To be done. Reproduce the full listing below unchanged, apart from the pictures.

====

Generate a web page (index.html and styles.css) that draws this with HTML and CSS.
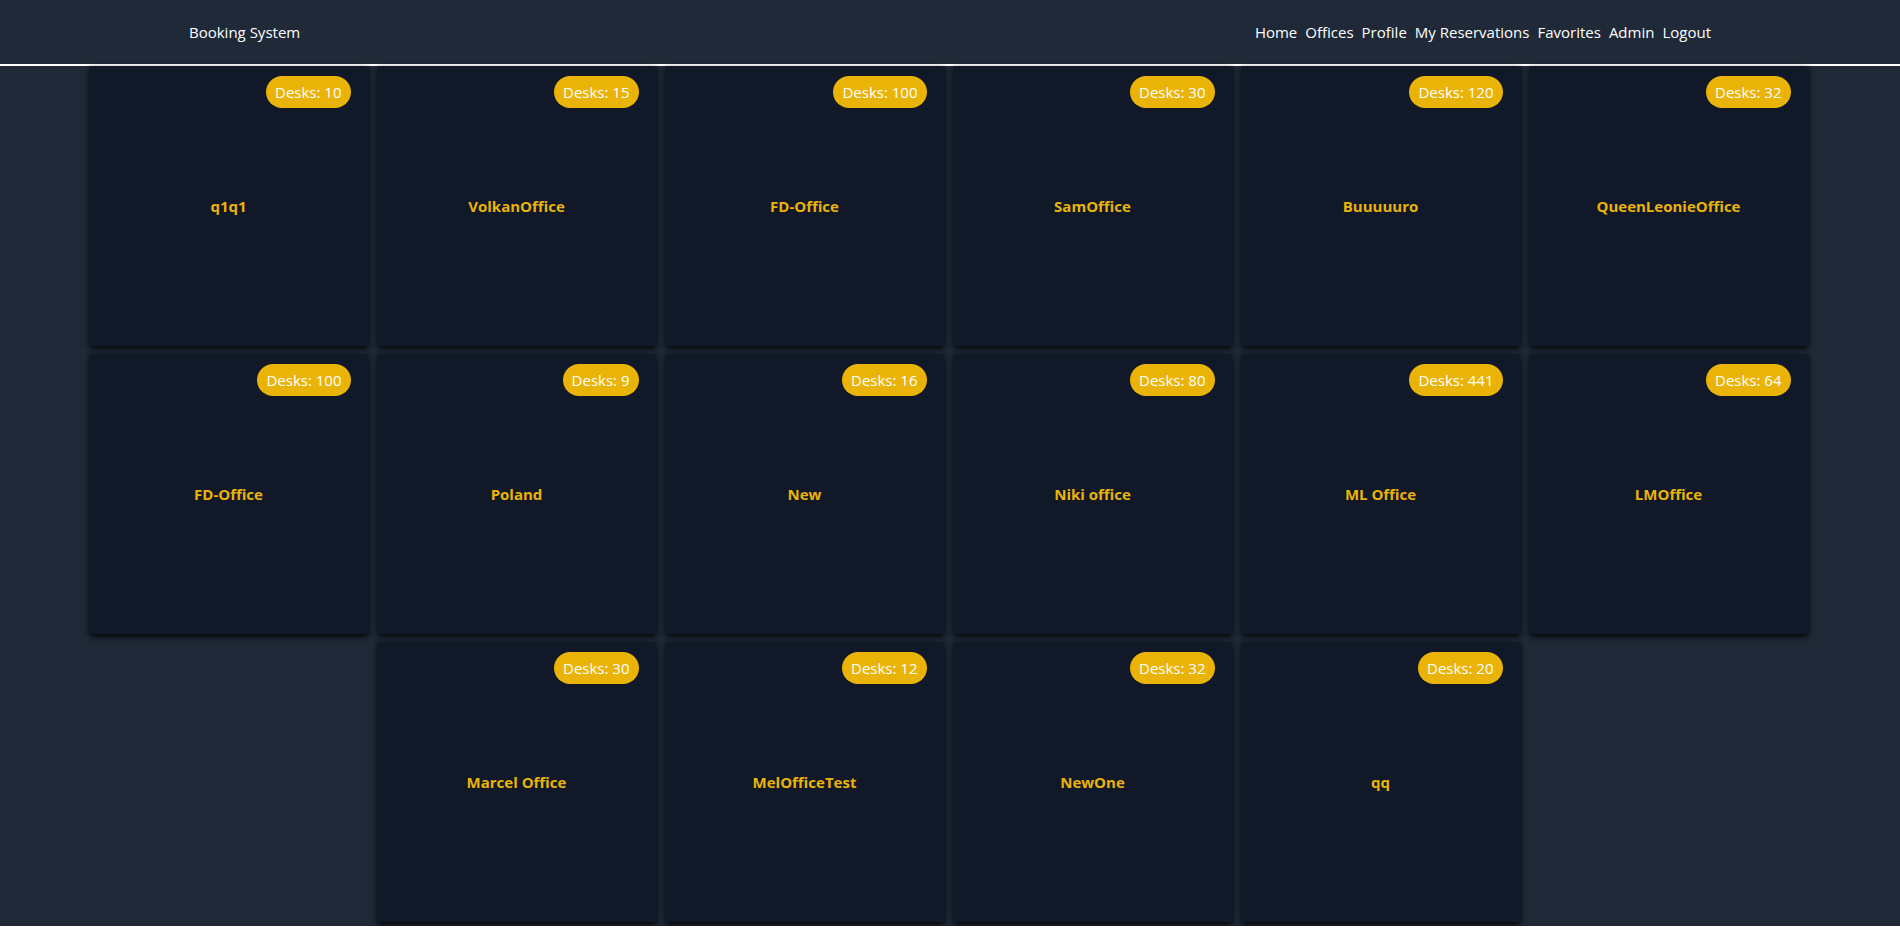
FILE: index.html
```html
<!DOCTYPE html>
<html lang="en">
<head>
<meta charset="utf-8">
<title>Booking System</title>
<link rel="stylesheet" href="styles.css">
</head>
<body>
<div class="app">
  <header class="topbar">
    <div class="topbar-inner">
      <a class="brand" href="#">Booking System</a>
      <nav class="nav">
        <a href="#">Home</a>
        <a href="#">Offices</a>
        <a href="#">Profile</a>
        <a href="#">My Reservations</a>
        <a href="#">Favorites</a>
        <a href="#">Admin</a>
        <a href="#">Logout</a>
      </nav>
    </div>
  </header>
  <main class="offices">
    <div class="card"><span class="badge">Desks: 10</span><h2 class="card-title">q1q1</h2></div>
    <div class="card"><span class="badge">Desks: 15</span><h2 class="card-title">VolkanOffice</h2></div>
    <div class="card"><span class="badge">Desks: 100</span><h2 class="card-title">FD-Office</h2></div>
    <div class="card"><span class="badge">Desks: 30</span><h2 class="card-title">SamOffice</h2></div>
    <div class="card"><span class="badge">Desks: 120</span><h2 class="card-title">Buuuuuro</h2></div>
    <div class="card"><span class="badge">Desks: 32</span><h2 class="card-title">QueenLeonieOffice</h2></div>
    <div class="card"><span class="badge">Desks: 100</span><h2 class="card-title">FD-Office</h2></div>
    <div class="card"><span class="badge">Desks: 9</span><h2 class="card-title">Poland</h2></div>
    <div class="card"><span class="badge">Desks: 16</span><h2 class="card-title">New</h2></div>
    <div class="card"><span class="badge">Desks: 80</span><h2 class="card-title">Niki office</h2></div>
    <div class="card"><span class="badge">Desks: 441</span><h2 class="card-title">ML Office</h2></div>
    <div class="card"><span class="badge">Desks: 64</span><h2 class="card-title">LMOffice</h2></div>
    <div class="card"><span class="badge">Desks: 30</span><h2 class="card-title">Marcel Office</h2></div>
    <div class="card"><span class="badge">Desks: 12</span><h2 class="card-title">MelOfficeTest</h2></div>
    <div class="card"><span class="badge">Desks: 32</span><h2 class="card-title">NewOne</h2></div>
    <div class="card"><span class="badge">Desks: 20</span><h2 class="card-title">qq</h2></div>
  </main>
</div>
</body>
</html>
```

FILE: styles.css
```css
html, body {
  margin: 0;
  padding: 0;
  background: #ffffff;
}

body {
  font-family: "Open Sans", "Noto Sans", sans-serif;
  font-size: 15px;
  line-height: 24px;
  color: #ffffff;
}

.app {
  background: #1f2937;
  padding-bottom: 4px;
}

.topbar {
  height: 64px;
  border-bottom: 2px solid #ffffff;
  display: flex;
  align-items: center;
}

.topbar-inner {
  width: 1522px;
  margin: 0 auto;
  display: flex;
  justify-content: space-between;
  align-items: center;
}

.brand {
  color: #ffffff;
  text-decoration: none;
}

.nav {
  display: flex;
  gap: 8px;
}

.nav a {
  color: #ffffff;
  text-decoration: none;
}

.offices {
  display: flex;
  flex-wrap: wrap;
  justify-content: center;
  gap: 8px;
  width: 1724px;
  padding-right: 3px;
  margin: 0 auto;
}

.card {
  position: relative;
  width: 280px;
  height: 280px;
  background: #111827;
  border-radius: 2px;
  box-shadow: 0 4px 6px -1px rgba(0, 0, 0, 0.7), 0 2px 4px -2px rgba(0, 0, 0, 0.5), 0 0 4px rgba(0, 0, 0, 0.25);
  display: flex;
  align-items: center;
  justify-content: center;
}

.badge {
  position: absolute;
  top: 10px;
  right: 18px;
  background: #eab308;
  color: #ffffff;
  border-radius: 9999px;
  padding: 4px 9px;
  line-height: 24px;
  font-size: 15px;
}

.card-title {
  margin: 0;
  font-size: 15px;
  font-weight: 700;
  line-height: 24px;
  color: #eab308;
}
```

====

Reply.
Generate a web page (index.html and styles.css) that draws this with HTML and CSS.
FILE: index.html
```html
<!DOCTYPE html>
<html lang="en">
<head>
<meta charset="utf-8">
<title>Booking System</title>
<link rel="stylesheet" href="styles.css">
</head>
<body>
<div class="app">
  <header class="topbar">
    <div class="topbar-inner">
      <a class="brand" href="#">Booking System</a>
      <nav class="nav">
        <a href="#">Home</a>
        <a href="#">Offices</a>
        <a href="#">Profile</a>
        <a href="#">My Reservations</a>
        <a href="#">Favorites</a>
        <a href="#">Admin</a>
        <a href="#">Logout</a>
      </nav>
    </div>
  </header>
  <main class="offices">
    <div class="card"><span class="badge">Desks: 10</span><h2 class="card-title">q1q1</h2></div>
    <div class="card"><span class="badge">Desks: 15</span><h2 class="card-title">VolkanOffice</h2></div>
    <div class="card"><span class="badge">Desks: 100</span><h2 class="card-title">FD-Office</h2></div>
    <div class="card"><span class="badge">Desks: 30</span><h2 class="card-title">SamOffice</h2></div>
    <div class="card"><span class="badge">Desks: 120</span><h2 class="card-title">Buuuuuro</h2></div>
    <div class="card"><span class="badge">Desks: 32</span><h2 class="card-title">QueenLeonieOffice</h2></div>
    <div class="card"><span class="badge">Desks: 100</span><h2 class="card-title">FD-Office</h2></div>
    <div class="card"><span class="badge">Desks: 9</span><h2 class="card-title">Poland</h2></div>
    <div class="card"><span class="badge">Desks: 16</span><h2 class="card-title">New</h2></div>
    <div class="card"><span class="badge">Desks: 80</span><h2 class="card-title">Niki office</h2></div>
    <div class="card"><span class="badge">Desks: 441</span><h2 class="card-title">ML Office</h2></div>
    <div class="card"><span class="badge">Desks: 64</span><h2 class="card-title">LMOffice</h2></div>
    <div class="card"><span class="badge">Desks: 30</span><h2 class="card-title">Marcel Office</h2></div>
    <div class="card"><span class="badge">Desks: 12</span><h2 class="card-title">MelOfficeTest</h2></div>
    <div class="card"><span class="badge">Desks: 32</span><h2 class="card-title">NewOne</h2></div>
    <div class="card"><span class="badge">Desks: 20</span><h2 class="card-title">qq</h2></div>
  </main>
</div>
</body>
</html>
```

FILE: styles.css
```css
html, body {
  margin: 0;
  padding: 0;
  background: #ffffff;
}

body {
  font-family: "Open Sans", "Noto Sans", sans-serif;
  font-size: 15px;
  line-height: 24px;
  color: #ffffff;
}

.app {
  background: #1f2937;
  padding-bottom: 4px;
}

.topbar {
  height: 64px;
  border-bottom: 2px solid #ffffff;
  display: flex;
  align-items: center;
}

.topbar-inner {
  width: 1522px;
  margin: 0 auto;
  display: flex;
  justify-content: space-between;
  align-items: center;
}

.brand {
  color: #ffffff;
  text-decoration: none;
}

.nav {
  display: flex;
  gap: 8px;
}

.nav a {
  color: #ffffff;
  text-decoration: none;
}

.offices {
  display: flex;
  flex-wrap: wrap;
  justify-content: center;
  gap: 8px;
  width: 1724px;
  padding-right: 3px;
  margin: 0 auto;
}

.card {
  position: relative;
  width: 280px;
  height: 280px;
  background: #111827;
  border-radius: 2px;
  box-shadow: 0 4px 6px -1px rgba(0, 0, 0, 0.7), 0 2px 4px -2px rgba(0, 0, 0, 0.5), 0 0 4px rgba(0, 0, 0, 0.25);
  display: flex;
  align-items: center;
  justify-content: center;
}

.badge {
  position: absolute;
  top: 10px;
  right: 18px;
  background: #eab308;
  color: #ffffff;
  border-radius: 9999px;
  padding: 4px 9px;
  line-height: 24px;
  font-size: 15px;
}

.card-title {
  margin: 0;
  font-size: 15px;
  font-weight: 700;
  line-height: 24px;
  color: #eab308;
}
```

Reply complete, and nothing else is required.